The standoff in Oregon between armed protestors and law enforcement has reportedly come to an end. The only remaining occupiers of the Malheur Wildlife Refuge turned themselves in to the FBI on Feb. 11.
The occupation of a wildlife refuge in Oregon by armed anti-government protestors had lasted 41 days, reports the Daily Mail.
Three of the last four occupiers peacefully surrendered to the FBI after 9:30 a.m., reports The New York Times. The three militants reportedly called out that they were unarmed and had their hands up, and did not resist arrest by law enforcement.
The last armed occupant of the federal wildlife refuge, David Fry, initially refused to surrender. Fry listed grievances and accusations against the federal government, and said that he was suicidal.
“I declare war against the federal government,” Fry said. “I’ve peacefully voted and nothing is ever done.”
Fry reportedly talked to thousands of listeners in an online, live streamed exchange. He was being urged to hand himself in peacefully by supporters, including Nevada legislator Michele Fiore. The live stream continued for several hours, reports CNN.
“A dead man can’t talk, a dead man can’t write.
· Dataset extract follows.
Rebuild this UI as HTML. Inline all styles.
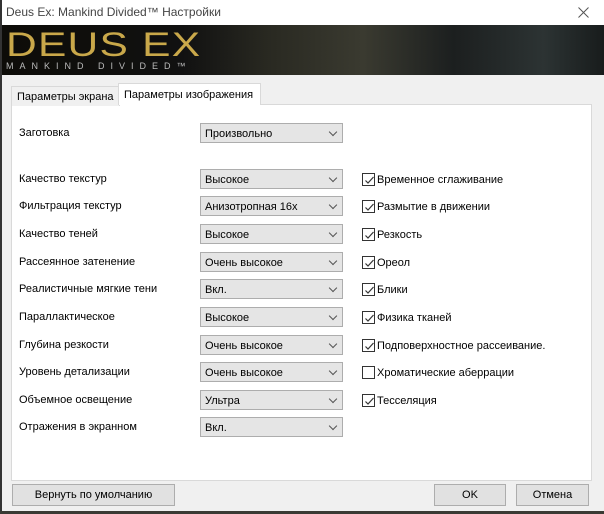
<!DOCTYPE html><html><head><style>
*{box-sizing:border-box;margin:0;padding:0}
body{width:604px;height:514px;background:#f0f0f0;font-family:"Liberation Sans",sans-serif;font-size:11px;color:#000;position:relative;overflow:hidden}
.a{position:absolute}
.title{left:0;top:0;width:604px;height:25px;background:#fff;font-size:12px;line-height:25px;padding-left:6px;color:#444}
.ban{left:2px;top:25px;width:602px;height:50px;background:linear-gradient(90deg,#0d0c08 0,#111 30%,#2a2a22 45%,#3a3a30 60%,#1c1f1f 75%,#2c3333 90%,#181c1c 100%)}
.logo{left:6px;top:26px;font-family:"Liberation Sans",sans-serif;font-size:34px;color:#c9a84a;letter-spacing:1px;transform:scaleX(1.25);transform-origin:left}
.sub{left:6px;top:61px;font-size:9px;color:#bbb;letter-spacing:6px}
.panel{left:11px;top:104px;width:581px;height:377px;background:#fff;border:1px solid #d9d9d9}
.tab{height:20px;border:1px solid #d9d9d9;border-bottom:none;line-height:21px;padding:0 5px;background:#f0f0f0}
.lbl{left:19px;margin-top:1px}
.cb{left:200px;width:143px;height:20px;background:#e5e5e5;border:1px solid #adadad;line-height:20px;padding-left:4px}
.cb:after{content:"";position:absolute;right:6px;top:5px;width:5px;height:5px;border-right:1px solid #555;border-bottom:1px solid #555;transform:rotate(45deg)}
.ck{left:362px;width:13px;height:13px;border:1px solid #333;background:#fff}
.ck svg{position:absolute;left:1px;top:1px}
.cl{left:377px;margin-top:1px}
.btn{height:22px;background:#e1e1e1;border:1px solid #adadad;text-align:center;line-height:21px}
</style></head><body>
<div class="a title">Deus Ex: Mankind Divided™ Настройки</div>
<svg class="a" style="left:578px;top:7px" width="11" height="11"><path d="M0.5 0.5L10.5 10.5M10.5 0.5L0.5 10.5" stroke="#555" stroke-width="1"/></svg>
<div class="a" style="left:0;top:0;width:2px;height:514px;background:#333"></div>
<div class="a ban"></div>
<div class="a logo">DEUS EX</div>
<div class="a sub">MANKIND DIVIDED™</div>
<div class="a panel"></div>
<div class="a tab" style="left:11px;top:86px">Параметры экрана</div>
<div class="a tab" style="left:118px;top:83px;height:22px;background:#fff;width:143px;line-height:22px">Параметры изображения</div>
<div class="a lbl" style="top:126px">Заготовка</div>
<div class="a cb" style="top:123px">Произвольно</div>
<div class="a lbl" style="top:172px">Качество текстур</div><div class="a cb" style="top:169px">Высокое</div>
<div class="a lbl" style="top:199px">Фильтрация текстур</div><div class="a cb" style="top:196px">Анизотропная 16x</div>
<div class="a lbl" style="top:227px">Качество теней</div><div class="a cb" style="top:224px">Высокое</div>
<div class="a lbl" style="top:255px">Рассеянное затенение</div><div class="a cb" style="top:252px">Очень высокое</div>
<div class="a lbl" style="top:282px">Реалистичные мягкие тени</div><div class="a cb" style="top:279px">Вкл.</div>
<div class="a lbl" style="top:310px">Параллактическое</div><div class="a cb" style="top:307px">Высокое</div>
<div class="a lbl" style="top:338px">Глубина резкости</div><div class="a cb" style="top:335px">Очень высокое</div>
<div class="a lbl" style="top:365px">Уровень детализации</div><div class="a cb" style="top:362px">Очень высокое</div>
<div class="a lbl" style="top:393px">Объемное освещение</div><div class="a cb" style="top:390px">Ультра</div>
<div class="a lbl" style="top:420px">Отражения в экранном</div><div class="a cb" style="top:417px">Вкл.</div>
<div class="a ck" style="top:173px"><svg width="11" height="11"><path d="M1.5 5.5L4 8L9.5 2" stroke="#333" fill="none" stroke-width="1.2"/></svg></div><div class="a cl" style="top:173px">Временное сглаживание</div>
<div class="a ck" style="top:200px"><svg width="11" height="11"><path d="M1.5 5.5L4 8L9.5 2" stroke="#333" fill="none" stroke-width="1.2"/></svg></div><div class="a cl" style="top:200px">Размытие в движении</div>
<div class="a ck" style="top:228px"><svg width="11" height="11"><path d="M1.5 5.5L4 8L9.5 2" stroke="#333" fill="none" stroke-width="1.2"/></svg></div><div class="a cl" style="top:228px">Резкость</div>
<div class="a ck" style="top:256px"><svg width="11" height="11"><path d="M1.5 5.5L4 8L9.5 2" stroke="#333" fill="none" stroke-width="1.2"/></svg></div><div class="a cl" style="top:256px">Ореол</div>
<div class="a ck" style="top:283px"><svg width="11" height="11"><path d="M1.5 5.5L4 8L9.5 2" stroke="#333" fill="none" stroke-width="1.2"/></svg></div><div class="a cl" style="top:283px">Блики</div>
<div class="a ck" style="top:311px"><svg width="11" height="11"><path d="M1.5 5.5L4 8L9.5 2" stroke="#333" fill="none" stroke-width="1.2"/></svg></div><div class="a cl" style="top:311px">Физика тканей</div>
<div class="a ck" style="top:339px"><svg width="11" height="11"><path d="M1.5 5.5L4 8L9.5 2" stroke="#333" fill="none" stroke-width="1.2"/></svg></div><div class="a cl" style="top:339px">Подповерхностное рассеивание.</div>
<div class="a ck" style="top:366px"></div><div class="a cl" style="top:366px">Хроматические аберрации</div>
<div class="a ck" style="top:394px"><svg width="11" height="11"><path d="M1.5 5.5L4 8L9.5 2" stroke="#333" fill="none" stroke-width="1.2"/></svg></div><div class="a cl" style="top:394px">Тесселяция</div>
<div class="a btn" style="left:12px;top:484px;width:163px">Вернуть по умолчанию</div>
<div class="a btn" style="left:434px;top:484px;width:72px">OK</div>
<div class="a btn" style="left:516px;top:484px;width:73px">Отмена</div>
<div class="a" style="left:0;top:511px;width:604px;height:3px;background:#3a3a34"></div>
</body></html>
We just have to stay together, stay alive,” Fiore said.
Fry eventually turned himself in peacefully about one hour after the other three armed occupiers.
The arrests of the last four occupiers of the Oregon wildlife refuge followed the arrest of Cliven Bundy, a prominent anti-government activist, on Feb. 10. Bundy led another armed stalemate between protestors and law enforcement in Nevada in 2014.
All of the 16 antigovernment protestors arrested in Oregon are currently being charged with conspiracy to impede federal officers.
The armed occupiers were reportedly acting on a historical opposition of ranchers to federal land management policy in the West. The protestors were hoping to incite a mass movement of disaffected ranchers, which never came into being.